LIFO order is terrible for a web server. HTTP connections are generally long-lived and reused for mixed / varying workloads. That's even more true with HTTP/2 where clients are only supposed to make a single connection to each server and multiplex everything over it concurrently.
In a standard nginx setup on Linux, it uses EPOLLEXCLUSIVE. This gives nearly all the connections to the same worker until it starts getting overloaded. Even then, the most overloaded workers still keep getting the most connections among handling other events. It's pretty awful.
The alternative that's offered is using reuseport to have the kernel evenly distribute new connections across workers.

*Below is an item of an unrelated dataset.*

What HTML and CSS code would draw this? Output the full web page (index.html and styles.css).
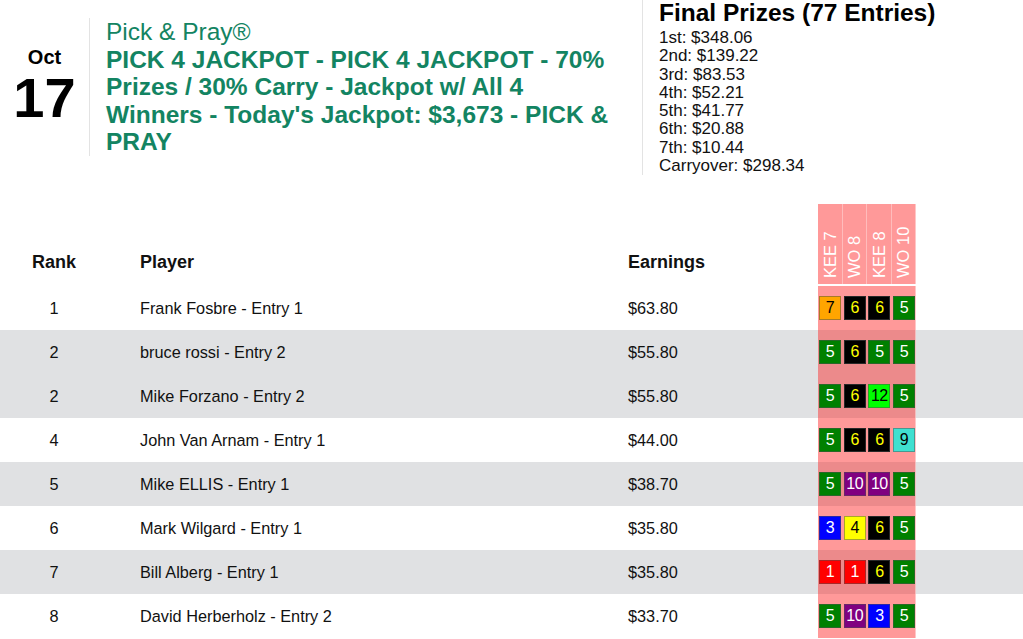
FILE: index.html
```html
<!DOCTYPE html>
<html lang="en">
<head>
<meta charset="utf-8">
<title>Pick &amp; Pray</title>
<link rel="stylesheet" href="styles.css">
</head>
<body>
<header class="top">
  <div class="event">
    <div class="date">
      <div class="mon">Oct</div>
      <div class="day">17</div>
    </div>
    <div class="title">
      <div class="brand">Pick &amp; Pray®</div>
      <div class="desc">PICK 4 JACKPOT - PICK 4 JACKPOT - 70% Prizes / 30% Carry - Jackpot w/ All 4 Winners - Today's Jackpot: $3,673 - PICK &amp; PRAY</div>
    </div>
  </div>
  <div class="prizes">
    <h2 class="prizes-title">Final Prizes (77 Entries)</h2>
    <div class="prize">1st: $348.06</div>
    <div class="prize">2nd: $139.22</div>
    <div class="prize">3rd: $83.53</div>
    <div class="prize">4th: $52.21</div>
    <div class="prize">5th: $41.77</div>
    <div class="prize">6th: $20.88</div>
    <div class="prize">7th: $10.44</div>
    <div class="prize">Carryover: $298.34</div>
  </div>
</header>

<table class="board">
  <colgroup>
    <col class="c-rank"><col class="c-player"><col class="c-earn"><col class="c-picks"><col class="c-rest">
  </colgroup>
  <thead>
    <tr>
      <th class="rank">Rank</th>
      <th class="player">Player</th>
      <th class="earn">Earnings</th>
      <th class="picks-head">
        <div class="races">
          <div class="race"><span>KEE 7</span></div>
          <div class="race"><span>WO 8</span></div>
          <div class="race"><span>KEE 8</span></div>
          <div class="race"><span>WO 10</span></div>
        </div>
      </th>
      <th></th>
    </tr>
  </thead>
  <tbody>
    <tr>
      <td class="rank">1</td><td class="player">Frank Fosbre - Entry 1</td><td class="earn">$63.80</td>
      <td class="picks"><div class="boxes"><span class="b orange">7</span><span class="b black">6</span><span class="b black">6</span><span class="b green">5</span></div></td><td></td>
    </tr>
    <tr class="alt">
      <td class="rank">2</td><td class="player">bruce rossi - Entry 2</td><td class="earn">$55.80</td>
      <td class="picks"><div class="boxes"><span class="b green">5</span><span class="b black">6</span><span class="b green">5</span><span class="b green">5</span></div></td><td></td>
    </tr>
    <tr class="alt">
      <td class="rank">2</td><td class="player">Mike Forzano - Entry 2</td><td class="earn">$55.80</td>
      <td class="picks"><div class="boxes"><span class="b green">5</span><span class="b black">6</span><span class="b lime">12</span><span class="b green">5</span></div></td><td></td>
    </tr>
    <tr>
      <td class="rank">4</td><td class="player">John Van Arnam - Entry 1</td><td class="earn">$44.00</td>
      <td class="picks"><div class="boxes"><span class="b green">5</span><span class="b black">6</span><span class="b black">6</span><span class="b turq">9</span></div></td><td></td>
    </tr>
    <tr class="alt">
      <td class="rank">5</td><td class="player">Mike ELLIS - Entry 1</td><td class="earn">$38.70</td>
      <td class="picks"><div class="boxes"><span class="b green">5</span><span class="b purple">10</span><span class="b purple">10</span><span class="b green">5</span></div></td><td></td>
    </tr>
    <tr>
      <td class="rank">6</td><td class="player">Mark Wilgard - Entry 1</td><td class="earn">$35.80</td>
      <td class="picks"><div class="boxes"><span class="b blue">3</span><span class="b yellow">4</span><span class="b black">6</span><span class="b green">5</span></div></td><td></td>
    </tr>
    <tr class="alt">
      <td class="rank">7</td><td class="player">Bill Alberg - Entry 1</td><td class="earn">$35.80</td>
      <td class="picks"><div class="boxes"><span class="b red">1</span><span class="b red">1</span><span class="b black">6</span><span class="b green">5</span></div></td><td></td>
    </tr>
    <tr>
      <td class="rank">8</td><td class="player">David Herberholz - Entry 2</td><td class="earn">$33.70</td>
      <td class="picks"><div class="boxes"><span class="b green">5</span><span class="b purple">10</span><span class="b blue">3</span><span class="b green">5</span></div></td><td></td>
    </tr>
  </tbody>
</table>
</body>
</html>
```

FILE: styles.css
```css
html, body {
  margin: 0;
  padding: 0;
  background: #ffffff;
}

body {
  font-family: "Liberation Sans", Arial, Helvetica, sans-serif;
  color: #111111;
  overflow: hidden;
}

/* ---------- header ---------- */
.top {
  display: flex;
  height: 175px;
}

.event {
  display: flex;
  align-items: center;
  align-self: flex-start;
  margin-top: 18px;
  width: 642px;
}

.date {
  width: 89px;
  text-align: center;
  font-weight: bold;
  color: #000000;
}

.mon {
  font-size: 20px;
  line-height: 20px;
  margin-bottom: 3px;
}

.day {
  font-size: 56px;
  line-height: 56px;
}

.title {
  flex: 1;
  border-left: 1px solid #e3e3e3;
  padding: 0 28px 0 16px;
  color: #138462;
  font-size: 24.5px;
  line-height: 27.6px;
}

.desc {
  font-weight: bold;
}

.prizes {
  border-left: 1px solid #e3e3e3;
  padding-left: 16px;
  flex: 1;
}

.prizes-title {
  margin: 0 0 3px;
  font-size: 24.5px;
  line-height: 26px;
  font-weight: bold;
  color: #000000;
}

.prize {
  font-size: 17px;
  line-height: 18.3px;
}

/* ---------- table ---------- */
.board {
  width: 100%;
  margin-top: 29px;
  border-collapse: collapse;
  table-layout: fixed;
  font-size: 16.3px;
}

.c-rank { width: 108px; }
.c-player { width: 520px; }
.c-earn { width: 190px; }
.c-picks { width: 98px; }

.board th {
  font-size: 18px;
  font-weight: bold;
  vertical-align: bottom;
  padding: 0 0 13px;
  height: 82px;
  box-sizing: border-box;
  text-align: left;
}

.board th.rank,
.board td.rank {
  text-align: center;
}

.board th.player,
.board td.player {
  padding-left: 32px;
}

.board td {
  height: 44px;
  padding: 0;
  box-sizing: border-box;
  vertical-align: middle;
}

.board tr.alt td {
  background: #e0e1e3;
}

.board th.picks-head {
  padding: 0 0 2px;
  vertical-align: top;
}

.races {
  display: flex;
  height: 80px;
  background: rgba(255, 0, 0, 0.4);
  border-right: 1px solid rgba(255, 255, 255, 0.45);
}

.race {
  flex: 1;
  display: flex;
  justify-content: center;
  border-left: 1px solid rgba(255, 255, 255, 0.35);
}

.race:first-child {
  border-left: 0;
}

.race span {
  writing-mode: vertical-rl;
  transform: rotate(180deg);
  font-size: 16.5px;
  font-weight: normal;
  line-height: 18px;
  color: #ffffff;
  padding-top: 6px;
  white-space: nowrap;
}

.board td.picks {
  background: rgba(255, 0, 0, 0.4);
  box-shadow: inset -1px 0 0 rgba(255, 255, 255, 0.45);
  padding: 0 1px;
}

.board tr.alt td.picks {
  background: #ec8a8b;
}

.boxes {
  display: flex;
  justify-content: space-between;
}

.b {
  width: 22px;
  height: 24px;
  box-sizing: border-box;
  border: 1px solid rgba(80, 80, 80, 0.5);
  font-size: 16px;
  line-height: 22px;
  text-align: center;
  letter-spacing: -0.6px;
}

.orange { background: #ffa500; color: #000000; }
.black  { background: #000000; color: #ffff00; }
.green  { background: #008000; color: #ffffff; }
.lime   { background: #00ff00; color: #000000; }
.turq   { background: #40e0d0; color: #000000; }
.purple { background: #800080; color: #ffffff; }
.blue   { background: #0000ff; color: #ffffff; }
.yellow { background: #ffff00; color: #000000; }
.red    { background: #ff0000; color: #ffffff; }
```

It doesn't account for the varying usage of connections. It happily hands out new connections to a worker that's not even idle. It's not as nice as it sounds.
The kernel developers were gradually improving REUSEPORT in different ways. However, they stopped and allowed some of it to regress. You're supposed to use BPF to give the kernel a load balancing approach specific to the application. Of course, applications don't actually do it.
A decent approach for many applications would be if epoll used FIFO instead of LIFO order. It would work like reuseport but only distributing connections to idle workers. It was proposed in 2015 with EPOLLEXCLUSIVE but didn't land. It's apparently what Cloudflare uses themselves.
marc.info/?l=linux-fsdev… was an attempt at reviving it. Cloudflare tends to not be persistent enough to get through the hassle of getting changes landed in the Linux kernel or nginx.

They deal with the initial technical aspect but not the politics / evangelism to get it landed.
They also tend not to invest resources into making things into a more generic solution suitable beyond their use case. Makes sense for them. They clearly don't see that much value in their changes being upstream. The upstream projects tend not to care much about latency, etc.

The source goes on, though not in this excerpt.